Bitbucket Server repository

To register a Bitbucket Server repository:

  1. Select Bitbucket Server from the list of repositories to be added in step 2 of the Add a remote repository procedure.

  2. Complete the required fields:

    Field Description
    Name The name of the Bitbucket Server repository.
    Repository location The URL for the Bitbucket Server repository that appears in the browser address bar when accessed. Alternatively, select Clone from the Bitbucket Server UI and paste the URL.
    Personal access token The token used to grant DataRobot access to the Bitbucket Server repository. Generate this token from the Bitbucket Server UI by navigating to Profile > Manage account > Personal access tokens and selecting Create a token. Name the token, review the permissions, and once created, copy the token string to this field.
    Description Optional. A description of the Bitbucket Server repository.
  3. Click Test to verify connection to the repository.

  4. Once you have verified the connection, click Add repository. The Bitbucket Server repository can now be used to pull files for custom models.

GitHub repository

To register a public GitHub repository:

  1. Select GitHub from the list of repositories to be added in step 2 of the Add a remote repository procedure.

  2. Authorize the GitHub app by clicking Authorize GitHub App and agreeing to grant DataRobot read-only access to your GitHub account's public repositories.

    Note

    You can also use repositories that are part of any GitHub organization you belong to.

    Tip

    At any time you can Unauthorize the app. This revokes access from all of your registered GitHub repositories in DataRobot. All registered repositories will be preserved, but without access to your GitHub repositories. You can re-authorize the app later.

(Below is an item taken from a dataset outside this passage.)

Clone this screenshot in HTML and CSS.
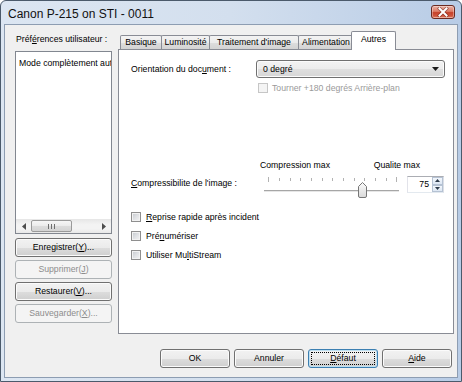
FILE: index.html
```html
<!DOCTYPE html>
<html lang="fr">
<head>
<meta charset="utf-8">
<title>Canon P-215 on STI - 0011</title>
<link rel="stylesheet" href="styles.css">
</head>
<body>
<div class="window">
  <div class="titlebar">
    <span class="title">Canon P-215 on STI - 0011</span>
    <button class="close" aria-label="Fermer">
      <svg width="12" height="10" viewBox="0 0 12 10">
        <path d="M2.5 1.5 L9.5 8.5 M9.5 1.5 L2.5 8.5" stroke="#5b1a12" stroke-width="3.4" stroke-linecap="square" opacity="0.55"/>
        <path d="M2.5 1.5 L9.5 8.5 M9.5 1.5 L2.5 8.5" stroke="#ffffff" stroke-width="2" stroke-linecap="square"/>
      </svg>
    </button>
  </div>
  <div class="client">
    <div class="main">
      <div class="side">
        <div class="side-label">Préf<u>é</u>rences utilisateur :</div>
        <div class="listbox">
          <div class="list-items">
            <div class="list-item">Mode complètement automatique</div>
          </div>
          <div class="hscroll">
            <span class="sb-arrow">
              <svg width="4" height="7" viewBox="0 0 4 7"><path d="M4 0 L0 3.5 L4 7 Z" fill="#4d4d4d"/></svg>
            </span>
            <span class="sb-thumb">
              <svg width="7" height="5" viewBox="0 0 7 5"><path d="M0.5 0 V5 M3.5 0 V5 M6.5 0 V5" stroke="#6f6f6f" stroke-width="1"/></svg>
            </span>
            <span class="sb-track"></span>
            <span class="sb-arrow">
              <svg width="4" height="7" viewBox="0 0 4 7"><path d="M0 0 L4 3.5 L0 7 Z" fill="#4d4d4d"/></svg>
            </span>
          </div>
        </div>
        <div class="side-buttons">
          <button class="btn">Enregistrer(<u>Y</u>)...</button>
          <button class="btn" disabled>Supprimer(<u>J</u>)</button>
          <button class="btn">Restaurer(<u>V</u>)...</button>
          <button class="btn" disabled>Sauvegarder(<u>X</u>)...</button>
        </div>
      </div>
      <div class="tabs">
        <div class="tabstrip">
          <div class="tab tab-basique">Basique</div>
          <div class="tab tab-lum">Luminosité</div>
          <div class="tab tab-trait">Traitement d'image</div>
          <div class="tab tab-alim">Alimentation</div>
          <div class="tab tab-autres selected">Autres</div>
        </div>
        <div class="panel">
          <div class="row-orient">
            <span class="row-label">Orientation du doc<u>u</u>ment :</span>
            <div class="combo">
              <span>0 degré</span>
              <svg width="7" height="4" viewBox="0 0 7 4"><path d="M0 0 H7 L3.5 4 Z" fill="#1a1a1a"/></svg>
            </div>
          </div>
          <div class="check-row rotate disabled">
            <span class="cb"></span>
            <span>Tourner +180 degrés Arrière-plan</span>
          </div>
          <div class="scale-labels">
            <span>Compression max</span>
            <span>Qualite max</span>
          </div>
          <div class="row-compress">
            <span class="compress-label"><u>C</u>ompressibilite de l'image :</span>
            <svg class="slider" width="138" height="24" viewBox="0 0 138 24">
              <g stroke="#b2b2b2" stroke-width="1">
                <path d="M6.5 2 V7 M17.5 3 V6 M28.5 3 V6 M38.5 3 V6 M49.5 3 V6 M60.5 3 V6 M70.5 3 V6 M81.5 3 V6 M92.5 3 V6 M102.5 3 V6 M113.5 3 V6 M124.5 3 V6 M134.5 2 V7"/>
              </g>
              <path d="M2 15.5 H137" stroke="#a6a6a6" stroke-width="1"/>
              <path d="M2 16.5 H137" stroke="#e6e6e6" stroke-width="1"/>
              <defs>
                <linearGradient id="thumbg" x1="0" y1="0" x2="0" y2="1">
                  <stop offset="0" stop-color="#fbfbfb"/>
                  <stop offset="1" stop-color="#d9d9d9"/>
                </linearGradient>
              </defs>
              <path d="M96.5 11.5 L100.5 7.5 L104.5 11.5 L104.5 21 Q104.5 22.5 103 22.5 L98 22.5 Q96.5 22.5 96.5 21 Z" fill="url(#thumbg)" stroke="#767676" stroke-width="1"/>
            </svg>
            <div class="spin">
              <span class="spin-value">75</span>
              <span class="spin-btns">
                <span class="spin-btn">
                  <svg width="5" height="3" viewBox="0 0 5 3"><path d="M0 3 L2.5 0 L5 3 Z" fill="#2d3a4a"/></svg>
                </span>
                <span class="spin-btn">
                  <svg width="5" height="3" viewBox="0 0 5 3"><path d="M0 0 L5 0 L2.5 3 Z" fill="#2d3a4a"/></svg>
                </span>
              </span>
            </div>
          </div>
          <div class="check-list">
            <div class="check-row"><span class="cb"></span><span><u>R</u>eprise rapide après incident</span></div>
            <div class="check-row"><span class="cb"></span><span>Pré<u>n</u>umériser</span></div>
            <div class="check-row"><span class="cb"></span><span>Utiliser Mu<u>l</u>tiStream</span></div>
          </div>
        </div>
      </div>
    </div>
    <div class="footer">
      <button class="btn fbtn">OK</button>
      <button class="btn fbtn">Annuler</button>
      <button class="btn fbtn default"><u>D</u>éfaut</button>
      <button class="btn fbtn"><u>A</u>ide</button>
    </div>
  </div>
</div>
</body>
</html>
```

FILE: styles.css
```css
* {
  box-sizing: border-box;
}

html,
body {
  margin: 0;
  padding: 0;
}

body {
  width: 462px;
  height: 382px;
  overflow: hidden;
  font-family: "Liberation Sans", Arial, sans-serif;
  font-size: 8.7px;
  color: #000;
  background: #ffffff;
}

u {
  text-decoration: underline;
  text-underline-offset: 1px;
}

.window {
  width: 462px;
  height: 382px;
  border: 1px solid #4b5a6b;
  border-radius: 6px 6px 0 0;
  background: linear-gradient(to right, #dce6f2 0%, #d3dfee 50%, #b8cce6 100%);
  padding: 0 3px 3px;
  display: flex;
  flex-direction: column;
}

.titlebar {
  height: 23px;
  display: flex;
  align-items: flex-start;
  justify-content: space-between;
  padding-left: 4px;
}

.title {
  margin-top: 6px;
  font-size: 12px;
  line-height: 14px;
  color: #111;
}

.close {
  margin: 4px 3px 0 0;
  width: 24px;
  height: 14px;
  padding: 0;
  border: 1px solid #6b2a20;
  border-radius: 3px;
  background: linear-gradient(#eab1a4 0%, #dd7c66 45%, #c6412a 55%, #d1583f 85%, #e58d72 100%);
  box-shadow: inset 0 0 0 1px rgba(255, 255, 255, 0.35);
  display: flex;
  align-items: center;
  justify-content: center;
}

.client {
  flex: 1;
  border: 1px solid #8d9db2;
  background: #f0f0f0;
  display: flex;
  flex-direction: column;
}

.main {
  display: flex;
  gap: 6px;
  padding: 6px 0 0 10px;
}

.side {
  width: 97px;
  display: flex;
  flex-direction: column;
}

.side-label {
  margin: 2px 0 6px 1px;
  line-height: 12px;
  white-space: nowrap;
}

.listbox {
  height: 183px;
  border: 1px solid #828790;
  background: #fff;
  display: flex;
  flex-direction: column;
}

.list-items {
  flex: 1;
  overflow: hidden;
  padding: 5px 0 0 3px;
}

.list-item {
  white-space: nowrap;
  line-height: 12px;
}

.hscroll {
  height: 14px;
  display: flex;
  align-items: center;
  background: linear-gradient(#e6e6e6, #f3f3f3 40%, #f3f3f3 70%, #e8e8e8);
}

.sb-arrow {
  width: 15px;
  height: 14px;
  display: flex;
  align-items: center;
  justify-content: center;
}

.sb-thumb {
  width: 41px;
  height: 12px;
  border: 1px solid #9a9a9a;
  border-radius: 2px;
  background: linear-gradient(#f6f6f6 0%, #ebebeb 50%, #dcdcdc 51%, #d4d4d4 100%);
  display: flex;
  align-items: center;
  justify-content: center;
}

.sb-track {
  flex: 1;
}

.side-buttons {
  margin-top: 4px;
  display: flex;
  flex-direction: column;
  gap: 3px;
}

.btn {
  height: 19px;
  padding: 0;
  font-family: inherit;
  font-size: 8.7px;
  color: #000;
  border: 1px solid #707070;
  border-radius: 3px;
  background: linear-gradient(#f2f2f2 0%, #ebebeb 50%, #dddddd 51%, #cfcfcf 100%);
  box-shadow: inset 0 0 0 1px #fbfbfb;
  text-align: center;
  line-height: 17px;
  white-space: nowrap;
}

.btn:disabled {
  color: #8d8d8d;
  border-color: #adb2b5;
  background: #f4f4f4;
  box-shadow: none;
}

.tabs {
  width: 336px;
  display: flex;
  flex-direction: column;
}

.tabstrip {
  height: 18px;
  display: flex;
  align-items: flex-end;
  padding-left: 3px;
}

.tab {
  height: 14px;
  margin-left: -1px;
  border: 1px solid #898c95;
  border-bottom: none;
  border-radius: 2px 2px 0 0;
  background: linear-gradient(#f3f3f3 0%, #ebebeb 50%, #dddddd 51%, #d3d3d3 100%);
  text-align: center;
  line-height: 13px;
  white-space: nowrap;
}

.tab-basique {
  width: 42px;
}

.tab-lum {
  width: 49px;
}

.tab-trait {
  width: 90px;
}

.tab-alim {
  width: 56px;
}

.tab-autres {
  width: 41px;
}

.tab.selected {
  position: relative;
  z-index: 1;
  width: 45px;
  height: 19px;
  margin: 0 -2px -1px -3px;
  padding-top: 1px;
  background: #ffffff;
}

.panel {
  height: 285px;
  border: 1px solid #898c95;
  background: #ffffff;
  padding: 10px 0 0 12px;
}

.row-orient {
  display: flex;
  align-items: center;
  height: 18px;
}

.row-label {
  width: 125px;
  white-space: nowrap;
}

.combo {
  width: 189px;
  height: 18px;
  border: 1px solid #707070;
  border-radius: 3px;
  background: linear-gradient(#f3f3f3 0%, #ececec 50%, #dfdfdf 51%, #d6d6d6 100%);
  box-shadow: inset 0 0 0 1px #fbfbfb;
  display: flex;
  align-items: center;
  justify-content: space-between;
  padding: 0 5px 0 6px;
}

.check-row {
  display: flex;
  align-items: center;
  gap: 5px;
  height: 12px;
  line-height: 12px;
  white-space: nowrap;
}

.cb {
  width: 10px;
  height: 10px;
  flex: none;
  border: 1px solid #8f8f8f;
  background: linear-gradient(135deg, #c3c7cc 0%, #dfe1e4 50%, #f4f4f4 100%);
  box-shadow: inset 0 0 0 1px #f2f2f2;
}

.rotate {
  margin: 4px 0 0 127px;
  gap: 4px;
}

.disabled {
  color: #9a9a9a;
}

.disabled .cb {
  border-color: #c6c6c6;
  background: #f4f4f4;
  box-shadow: none;
}

.scale-labels {
  margin: 65px 0 0 129px;
  width: 160px;
  display: flex;
  justify-content: space-between;
  line-height: 12px;
}

.row-compress {
  margin-top: 4px;
  display: flex;
  align-items: flex-start;
  height: 24px;
}

.compress-label {
  width: 131px;
  margin-top: 2px;
  line-height: 12px;
  white-space: nowrap;
}

.slider {
  display: block;
  flex: none;
}

.spin {
  margin: 1px 0 0 7px;
  width: 37px;
  height: 17px;
  border: 1px solid #abadb3;
  border-color: #abadb3 #dbdfe6 #e3e9ef #e2e3ea;
  background: #fff;
  display: flex;
}

.spin-value {
  flex: 1;
  text-align: right;
  padding-right: 3px;
  line-height: 15px;
}

.spin-btns {
  width: 11px;
  display: flex;
  flex-direction: column;
}

.spin-btn {
  flex: 1;
  border: 1px solid #b5c2d3;
  background: linear-gradient(#f3f7fc, #dde7f3);
  display: flex;
  align-items: center;
  justify-content: center;
}

.check-list {
  margin-top: 12px;
  display: flex;
  flex-direction: column;
  gap: 7px;
}

.footer {
  margin-top: 15px;
  display: flex;
  justify-content: flex-end;
  gap: 4px;
  padding-right: 5px;
}

.fbtn {
  width: 70px;
}

.default {
  border-color: #3c7fb1;
  box-shadow: inset 0 0 0 1px #bfe0f2;
  outline: 1px dotted #000;
  outline-offset: -4px;
}
```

  3. Once authorized, complete the required fields:

    Field Description
    Name The name of the GitHub repository.
    Edit repository permissions To use a private repository, you need to grant the GitHub app access.
    Repository Enter the GitHub repository URL. Start typing the repository name and repositories will populate in the autocomplete dropdown. Notes:
    Description Optional. A description of the GitHub repository.
  4. Click Test to verify the repository connection.

  5. When validated, select Add repository. You can now pull files from the repository to add to a custom model.

Edit GitHub repository permissions

To use a private repository, click Edit repository permissions in the Add GitHub repository window. This gives the GitHub app access to your private repositories. You can give access to:

  • All current and future private repositories
  • A selected list of repositories

After access is granted, the private repositories appear in the autocomplete dropdown for the Repository field.

External GitHub repositories

To use an external public GitHub repository that is not owned by you or your organization, navigate to the repository in GitHub and click Code. Copy and paste the URL into the Repository field of the the Add GitHub repository window.

GitHub organization repository access

If you belong to a GitHub organization, you can request access to an organization's repository for use with DataRobot. A request for access notifies the GitHub admin, who then who approves or denies your access request.

Note

If your admin approves a single user's access request, access is provided to all DataRobot users in that user's organization without any additional configuration. For more information, reference the GitHub documentation.

GitHub Enterprise repository

To register a GitHub Enterprise repository:

  1. Select GitHub Enterprise from the list of repositories to be added in step 2 of the Add a remote repository procedure.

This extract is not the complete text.